DATA BLOCK:
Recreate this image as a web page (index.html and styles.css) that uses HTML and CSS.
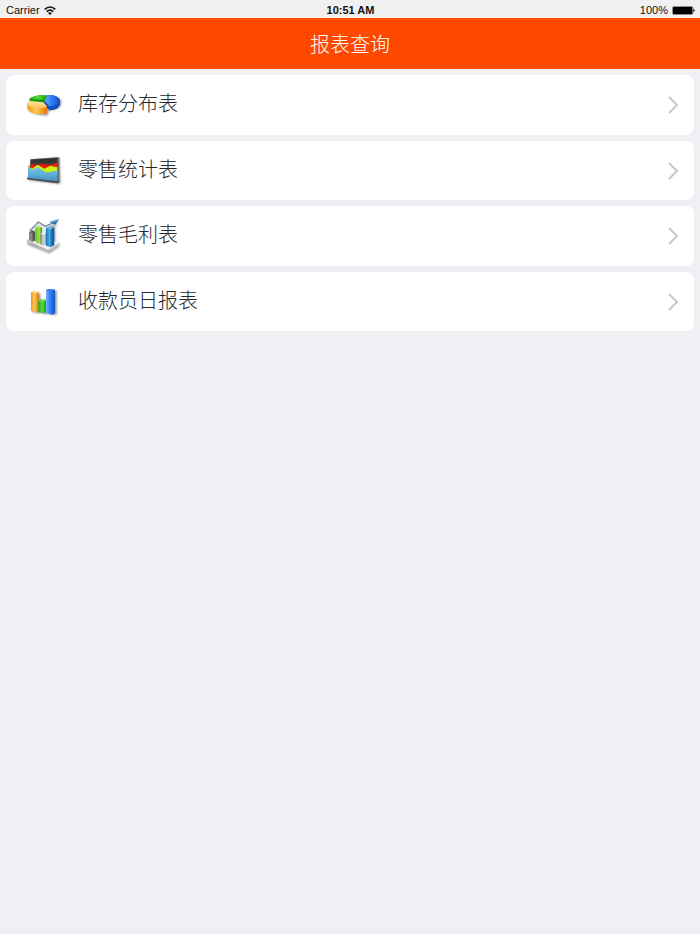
FILE: index.html
```html
<!DOCTYPE html>
<html lang="zh-CN">
<head>
<meta charset="utf-8">
<meta name="viewport" content="width=device-width, initial-scale=1">
<title>报表查询</title>
<link rel="stylesheet" href="styles.css">
</head>
<body>
<div class="status">
  <div class="status-left">
    <span>Carrier</span>
    <svg class="wifi" viewBox="0 0 36 27" aria-hidden="true">
      <path d="M2 10 Q18 -4 34 10" fill="none" stroke="#111" stroke-width="5"/>
      <path d="M8 17 Q18 8 28 17" fill="none" stroke="#111" stroke-width="5"/>
      <path d="M12 21 Q18 16 24 21 L18 27Z" fill="#111"/>
    </svg>
  </div>
  <time class="clock">10:51 AM</time>
  <div class="status-right">
    <span>100%</span>
    <svg class="battery" viewBox="0 0 69 27" aria-hidden="true">
      <rect x="1.500" y="1.500" width="61" height="24" rx="4" fill="#fff" stroke="#555" stroke-width="2"/>
      <rect x="3" y="3" width="58" height="21" rx="2" fill="#000"/>
      <path d="M64 9 Q68 10 68 13.500 T64 18Z" fill="#111"/>
    </svg>
  </div>
</div>
<header class="navbar"><h1>报表查询</h1></header>
<main>
  <nav class="reports">
    <a class="report" href="#stock">
      <svg class="icon" viewBox="0 -3 150 132" aria-hidden="true">
        <defs>
          <filter id="soft" x="-20%" y="-20%" width="150%" height="150%"><feGaussianBlur stdDeviation="2.500"/></filter>
          <linearGradient id="orange" x2="1" y2="0"><stop offset="0" stop-color="#f09a20"/><stop offset=".45" stop-color="#ffc65a"/><stop offset="1" stop-color="#e27a08"/></linearGradient>
          <linearGradient id="cream" x2="0" y2="1"><stop offset="0" stop-color="#ffe5a0"/><stop offset="1" stop-color="#ffc45c"/></linearGradient>
          <linearGradient id="blue" x2="1" y2="0"><stop offset="0" stop-color="#6fb2ff"/><stop offset=".5" stop-color="#2c7cf0"/><stop offset="1" stop-color="#1450c4"/></linearGradient>
          <linearGradient id="green" x2="1" y2="0"><stop offset="0" stop-color="#1cab1c"/><stop offset=".5" stop-color="#58dc30"/><stop offset="1" stop-color="#18a018"/></linearGradient>
        </defs>
        <path d="M25 58 V78 Q45 96 84 94 L86 80 Q118 78 124 60 V48 L80 45Z" fill="#555" opacity=".6" filter="url(#soft)"/>
        <path d="M74 36 Q91 30 108 37 Q121 43 120 53 V62 Q116 77 89 79 L72 62Z" fill="#1250c4"/>
        <path d="M74 36 Q91 30 108 37 Q119 42 120 50 Q119 63 88 67 L71 47Z" fill="url(#blue)"/>
        <path d="M28 46 Q38 35 65 34 L81 35 L71 56 L30 53Z" fill="#0c920c"/>
        <path d="M28 46 Q38 35 65 34 L81 35 L71 47Z" fill="url(#green)"/>
        <path d="M22 58 V71 Q27 90 60 91 Q76 91 81 87 V66Z" fill="url(#orange)"/>
        <path d="M27 50 L70 55 L81 67 Q66 76 45 71 Q19 65 22 56 Q23 52 27 50Z" fill="url(#cream)"/>
      </svg>
      <span class="label">库存分布表</span>
      <svg class="chevron" viewBox="0 0 10 18" aria-hidden="true"><path d="M1 1 L9 9 L1 17"/></svg>
    </a>
    <a class="report" href="#retail">
      <svg class="icon" viewBox="0 -3 150 132" aria-hidden="true">
        <defs>
          <linearGradient id="water" x2="0" y2="1"><stop offset="0" stop-color="#7cc8e8"/><stop offset="1" stop-color="#3f93c4"/></linearGradient>
          <linearGradient id="panel" x2="0" y2="1"><stop offset="0" stop-color="#292929"/><stop offset="1" stop-color="#4a4545"/></linearGradient>
        </defs>
        <path d="M34 30 L118 24 L121 101 L25 90Z" fill="#333" opacity=".65" filter="url(#soft)"/>
        <path d="M31 28 L113 22 L118 23 L117 97 L112 99 L21 87 L24 79 L24 49 L31 48Z" fill="#6a6a6c"/>
        <path d="M32 29 L112 24 V48 L31 52Z" fill="url(#panel)"/>
        <path d="M31 47 L37 42 L52 46 L67 41 L89 45 L112 38 V62 L31 62Z" fill="#ef160f"/>
        <path d="M25 49 L36 56 L53 44 L73 56 L91 47 L112 52 V70 L25 66Z" fill="#c8f510"/>
        <path d="M24 50 L37 59 L53 51 L80 68 L112 61 V94 L24 84Z" fill="url(#water)"/>
        <path d="M21 84 L113 94 L118 91 L117 97 L112 100 L21 88Z" fill="#4c4d50"/>
      </svg>
      <span class="label">零售统计表</span>
      <svg class="chevron" viewBox="0 0 10 18" aria-hidden="true"><path d="M1 1 L9 9 L1 17"/></svg>
    </a>
    <a class="report" href="#profit">
      <svg class="icon" viewBox="0 0 150 132" aria-hidden="true">
        <defs>
          <linearGradient id="silver" x2="1" y2="0"><stop offset="0" stop-color="#888"/><stop offset=".6" stop-color="#ddd"/><stop offset="1" stop-color="#777"/></linearGradient>
          <linearGradient id="lime" x2="1" y2="0"><stop offset="0" stop-color="#68bd22"/><stop offset=".6" stop-color="#9be447"/><stop offset="1" stop-color="#438e18"/></linearGradient>
          <linearGradient id="azure" x2="1" y2="0"><stop offset="0" stop-color="#1676b9"/><stop offset=".45" stop-color="#52aee8"/><stop offset=".6" stop-color="#187dc5"/><stop offset="1" stop-color="#085690"/></linearGradient>
        </defs>
        <path d="M24 84 L86 112 L120 91 L116 98 L88 117 L23 91Z" fill="#333" opacity=".7" filter="url(#soft)"/>
        <path d="M34 52 L58 28 L80 40 L114 22 L106 40 L108 92 L95 100Z" fill="#555" opacity=".45" filter="url(#soft)"/>
        <path d="M21 78 L42 68 L120 86 L118 92 L85 112 L21 85Z" fill="#bbb"/>
        <path d="M21 77 L44 67 L119 86 L84 107Z" fill="#f4f4f4"/>
        <path d="M31 53 L55 27 L78 40 V88 L31 78Z" fill="#e4e7ea"/>
        <path d="M28 54 L37 49 L46 53 V79 L38 83 L28 78Z" fill="#555"/>
        <path d="M28 54 L38 58 V83 L28 78Z" fill="#888"/>
        <path d="M46 41 L55 36 L66 40 V85 L56 89 L46 84Z" fill="url(#lime)"/>
        <path d="M46 41 L55 36 L66 40 L56 44Z" fill="#a7e65a"/>
        <path d="M61 59 L71 54 L80 58 V91 L72 95 L61 91Z" fill="url(#silver)"/>
        <path d="M61 59 L71 54 L80 58 L71 62Z" fill="#eee"/>
        <path d="M78 43 L89 37 L103 40 V94 L91 100 L78 95Z" fill="url(#azure)"/>
        <path d="M78 43 L89 37 L103 40 L91 46Z" fill="#73b8e0"/>
        <path d="M29 51 L55 24 L76 37 L104 24" fill="none" stroke="#71899a" stroke-width="4"/>
        <path d="M89 23 L117 16 L106 32 L98 29Z" fill="#2378b5"/>
        <path d="M91 23 L117 16 L99 26Z" fill="#78a8c8"/>
      </svg>
      <span class="label">零售毛利表</span>
      <svg class="chevron" viewBox="0 0 10 18" aria-hidden="true"><path d="M1 1 L9 9 L1 17"/></svg>
    </a>
    <a class="report" href="#cashier">
      <svg class="icon" viewBox="0 0 150 132" aria-hidden="true">
        <path d="M38 39 L61 41 V66 L83 60 V32 L110 32 V105 L38 97Z" fill="#444" opacity=".6" filter="url(#soft)"/>
        <path d="M33 37 L39 34 L56 36 V92 L50 96 L33 93Z" fill="url(#orange)"/>
        <path d="M33 37 L39 34 L56 36 L50 40Z" fill="#ffe09a"/>
        <path d="M55 63 L61 58 L78 60 V96 L72 100 L55 96Z" fill="url(#green)"/>
        <path d="M55 63 L61 58 L78 60 L72 65Z" fill="#75db4c"/>
        <path d="M78 31 L84 27 L105 29 V99 L98 104 L78 99Z" fill="url(#blue)"/>
        <path d="M78 31 L84 27 L105 29 L98 34Z" fill="#3c79e8"/>
      </svg>
      <span class="label">收款员日报表</span>
      <svg class="chevron" viewBox="0 0 10 18" aria-hidden="true"><path d="M1 1 L9 9 L1 17"/></svg>
    </a>
  </nav>
</main>
</body>
</html>
```
FILE: styles.css
```css
* {
  box-sizing: border-box;
}

body {
  margin: 0;
  min-height: 100vh;
  background: #efeff4;
  color: #24282c;
  font-family: "Liberation Sans", "Noto Sans CJK SC", sans-serif;
}

.status {
  display: grid;
  grid-template-columns: 1fr auto 1fr;
  align-items: center;
  height: 18px;
  padding: 2px 5px 0 6px;
  background: #f0f0f0;
  color: #111;
  font-size: 11px;
  line-height: 16px;
}

.status-left,
.status-right {
  display: flex;
  align-items: center;
  gap: 4px;
}

.status-right {
  justify-content: flex-end;
}

.clock {
  font-weight: 700;
}

.wifi {
  width: 12px;
  height: 9px;
}

.battery {
  width: 23px;
  height: 9px;
}

.navbar {
  display: flex;
  align-items: center;
  justify-content: center;
  height: 51px;
  background: #ff4800;
}

.navbar h1 {
  margin: 0;
  color: #fff;
  font-family: "Noto Sans CJK SC", sans-serif;
  font-size: 20px;
  font-weight: 300;
  line-height: 30px;
}

.reports {
  display: grid;
  grid-auto-rows: 60px 59px;
  gap: 6px;
  padding: 6px;
}

.report {
  display: flex;
  align-items: center;
  padding: 0 16px 0 14px;
  border-radius: 8px;
  background: #fff;
  color: inherit;
  text-decoration: none;
}

.icon {
  flex: none;
  width: 50px;
  height: 44px;
}

.label {
  flex: 1;
  padding: 0 8px 4px;
  font-family: "Noto Sans CJK SC", sans-serif;
  font-size: 20px;
  font-weight: 300;
  line-height: 30px;
}

.chevron {
  flex: none;
  width: 10px;
  height: 18px;
  overflow: visible;
  fill: none;
  stroke: #c7c7cc;
  stroke-width: 2;
}
```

PROBLEM REQUIREMENTS: Copy each line holding the word "styles" from the listing above.

FINAL ANSWER:
Recreate this image as a web page (index.html and styles.css) that uses HTML and CSS.
<link rel="stylesheet" href="styles.css">
FILE: styles.css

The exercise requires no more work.